Thus, a quadratic convex approximation of \(f(\w)\) in (9.15) is obtained as \[ \begin{array}{ll} \tilde{f}\left(\w; \w^k\right) &= f_\textm{cvx}(\w) + \tilde{f}_\textm{ncvx}\left(\w; \w^k\right)\\ &= \frac{1}{2}\w^\T\bm{Q}^k\w + \w^\T\bm{q}^k + \textm{constant}, \end{array} \] where \[ \begin{array}{ll} \bm{Q}^k &= \lambda_2 \nabla^2\phi_2(\w) + \left[\nabla^2 f_\textm{ncvx}\left(\w^k\right)\right]_\textm{PSD}\\ \bm{q}^k &= - \lambda_1 \nabla\phi_1(\w) + \nabla f_\textm{ncvx}\left(\w^k\right) - \left[\nabla^2 f_\textm{ncvx}\left(\w^k\right)\right]_\textm{PSD}\w^k, \end{array} \] and the gradients and Hessians of the moments can be obtained from either the non-parametric expressions in (9.2)-(9.3) or the parametric ones in (9.7)-(9.8).
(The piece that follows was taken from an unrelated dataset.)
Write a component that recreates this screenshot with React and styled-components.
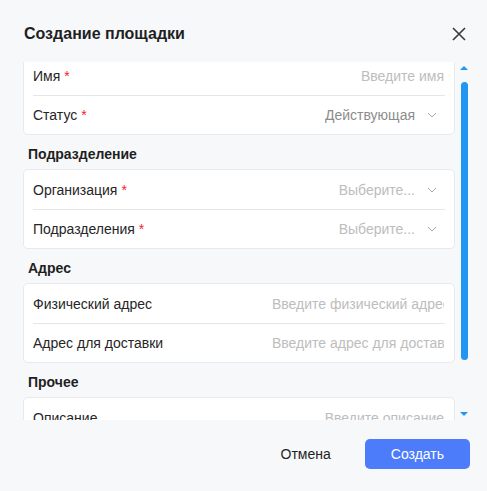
import React from "react";
import styled, { createGlobalStyle } from "styled-components";

const GlobalStyle = createGlobalStyle`
  html, body {
    margin: 0;
    padding: 0;
    background: #f7f8fa;
    font-family: "Liberation Sans", Arial, sans-serif;
  }
`;

const Modal = styled.div`
  width: 487px;
  height: 491px;
  background: #f7f8fa;
  display: flex;
  flex-direction: column;
  box-sizing: border-box;
`;

const Header = styled.div`
  height: 62px;
  display: flex;
  align-items: center;
  justify-content: space-between;
  padding: 5px 20px 0 24px;
  box-sizing: border-box;
`;

const Title = styled.h2`
  margin: 0;
  font-size: 16px;
  font-weight: 700;
  color: #1f1f1f;
`;

const CloseButton = styled.button`
  border: none;
  background: none;
  padding: 0;
  width: 16px;
  height: 16px;
  display: flex;
  align-items: center;
  justify-content: center;
  cursor: pointer;
`;

const Body = styled.div`
  height: 358px;
  display: flex;
  padding-left: 23px;
`;

const Viewport = styled.div`
  width: 432px;
  overflow: hidden;
`;

const Content = styled.div`
  margin-top: -7px;
`;

const Card = styled.div`
  background: #fff;
  border: 1px solid #e8e9ed;
  border-radius: 5px;
`;

const Row = styled.div`
  height: 39px;
  box-sizing: border-box;
  margin: 0 9px;
  display: flex;
  align-items: center;
  justify-content: space-between;
  font-size: 14px;
  & + & {
    border-top: 1px solid #e5e6ea;
  }
`;

const Label = styled.span`
  color: #262626;
  white-space: nowrap;
`;

const Required = styled.span`
  color: #f5222d;
  margin-left: 4px;
`;

const Field = styled.div`
  display: flex;
  align-items: center;
  gap: 12px;
  padding-right: ${(p) => (p.$select ? "8px" : "1px")};
`;

const Value = styled.span`
  color: ${(p) => (p.$placeholder ? "#bdbdbd" : "#8c8c8c")};
  white-space: nowrap;
  overflow: hidden;
  max-width: 172px;
`;

const SectionTitle = styled.div`
  font-size: 14px;
  font-weight: 700;
  color: #1f1f1f;
  line-height: 20px;
  padding: 9px 0 5px 5px;
`;

const ScrollTrack = styled.div`
  width: 14px;
  margin-left: 2px;
  display: flex;
  flex-direction: column;
  align-items: center;
  padding: 4px 0 0 0;
`;

const Arrow = styled.div`
  width: 0;
  height: 0;
  border-left: 4px solid transparent;
  border-right: 4px solid transparent;
  ${(p) =>
    p.$down
      ? "border-top: 4px solid #2196f3;"
      : "border-bottom: 4px solid #2196f3;"}
`;

const Thumb = styled.div`
  width: 7px;
  height: 278px;
  margin: 12px 0 52px;
  border-radius: 4px;
  background: #2196f3;
`;

const Footer = styled.div`
  flex: 1;
  display: flex;
  align-items: center;
  justify-content: flex-end;
  gap: 18px;
  padding: 0 17px 4px 0;
`;

const Button = styled.button`
  height: 30px;
  border: none;
  border-radius: 5px;
  font-family: "Liberation Sans", Arial, sans-serif;
  font-size: 14px;
  padding: 0 ${(p) => (p.$primary ? "26px" : "16px")};
  min-width: ${(p) => (p.$primary ? "105px" : "auto")};
  background: ${(p) => (p.$primary ? "#4c7cfa" : "transparent")};
  color: ${(p) => (p.$primary ? "#fff" : "#1f1f1f")};
  cursor: pointer;
`;

const Chevron = () => (
  <svg width="10" height="6" viewBox="0 0 10 6" fill="none">
    <path d="M1 1l4 4 4-4" stroke="#a6a6a6" strokeWidth="1" />
  </svg>
);

function FormRow({ label, required, value, placeholder, select }) {
  return (
    <Row>
      <Label>
        {label}
        {required && <Required>*</Required>}
      </Label>
      <Field $select={select}>
        <Value $placeholder={placeholder}>{value}</Value>
        {select && <Chevron />}
      </Field>
    </Row>
  );
}

export default function App() {
  return (
    <Modal>
      <GlobalStyle />
      <Header>
        <Title>Создание площадки</Title>
        <CloseButton aria-label="Закрыть">
          <svg width="14" height="14" viewBox="0 0 14 14">
            <path d="M1 1l12 12M13 1L1 13" stroke="#3a3a3a" strokeWidth="1.6" />
          </svg>
        </CloseButton>
      </Header>
      <Body>
        <Viewport>
          <Content>
            <Card>
              <FormRow label="Имя" required value="Введите имя" placeholder />
              <FormRow label="Статус" required value="Действующая" select />
            </Card>
            <SectionTitle>Подразделение</SectionTitle>
            <Card>
              <FormRow label="Организация" required value="Выберите..." placeholder select />
              <FormRow label="Подразделения" required value="Выберите..." placeholder select />
            </Card>
            <SectionTitle>Адрес</SectionTitle>
            <Card>
              <FormRow label="Физический адрес" value="Введите физический адрес" placeholder />
              <FormRow label="Адрес для доставки" value="Введите адрес для доставки" placeholder />
            </Card>
            <SectionTitle>Прочее</SectionTitle>
            <Card>
              <FormRow label="Описание" value="Введите описание" placeholder />
            </Card>
          </Content>
        </Viewport>
        <ScrollTrack>
          <Arrow />
          <Thumb />
          <Arrow $down />
        </ScrollTrack>
      </Body>
      <Footer>
        <Button>Отмена</Button>
        <Button $primary>Создать</Button>
      </Footer>
    </Modal>
  );
}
Finally, the SCA-based algorithm can be implemented by successively solving, for \(k=0,1,2,\dots\), the convex quadratic problems \[\begin{equation} \begin{array}{ll} \underset{\w}{\textm{minimize}} & \frac{1}{2}\w^\T \bm{Q}^k\w + \w^\T\bm{q}^k\\ \textm{subject to} & \w \in \mathcal{W}. \end{array} \tag{9.16} \end{equation}\]

This SCA-based quadratic approximated MVSK (SCA-Q-MVSK) method is summarized in Algorithm 9.1. More details and similar algorithms for other formulations, such as the MVSK portfolio tilting, can be found in (Zhou and Palomar, 2021).

Algorithm 9.1: SCA-Q-MVSK method to solve the MVSK portfolio in (9.11).

Choose initial point \(\w^0\in\mathcal{W}\) and sequence \(\{\gamma^k\}\);
Set \(k \gets 0\);
repeat

  1. Calculate \(\nabla f_\textm{ncvx}\left(\w^k\right)\) and \(\left[\nabla^2 f_\textm{ncvx}\left(\w^k\right)\right]_\textm{PSD}\);
  2. Solve the problem (9.16) and keep solution as \(\hat{\w}^{k+1}\);
  3. \(\w^{k+1} \gets \w^{k} + \gamma^k (\hat{\w}^{k+1} - \w^{k})\);
  4. \(k \gets k+1\);

until convergence;

9.4.2 Via the MM framework

Preliminaries on MM

The majorization-minimization (MM) method (or framework), similarly to SCA, approximates a difficult optimization problem by a sequence of simpler approximated problems. We now give a concise description. For details, the reader is referred to Section B.7 in Appendix B, as well as the concise tutorial (Hunter and Lange, 2004), the long tutorial with applications (Y. Sun et al., 2017), and the convergence analysis in (Razaviyayn et al., 2013).

Suppose the following (difficult) problem is to be solved: \[ \begin{array}{ll} \underset{\bm{x}}{\textm{minimize}} & f(\bm{x})\\ \textm{subject to} & \bm{x} \in \mathcal{X}, \end{array} \] where \(f(\cdot)\) is the (possibly nonconvex) objective function and \(\mathcal{X}\) is a (possibly nonconvex) set. Instead of attempting to directly obtain a solution \(\bm{x}^\star\) (either a local or global solution), the MM method will produce a sequence of iterates \(\bm{x}^0, \bm{x}^1, \bm{x}^2,\dots\) that will converge to \(\bm{x}^\star\).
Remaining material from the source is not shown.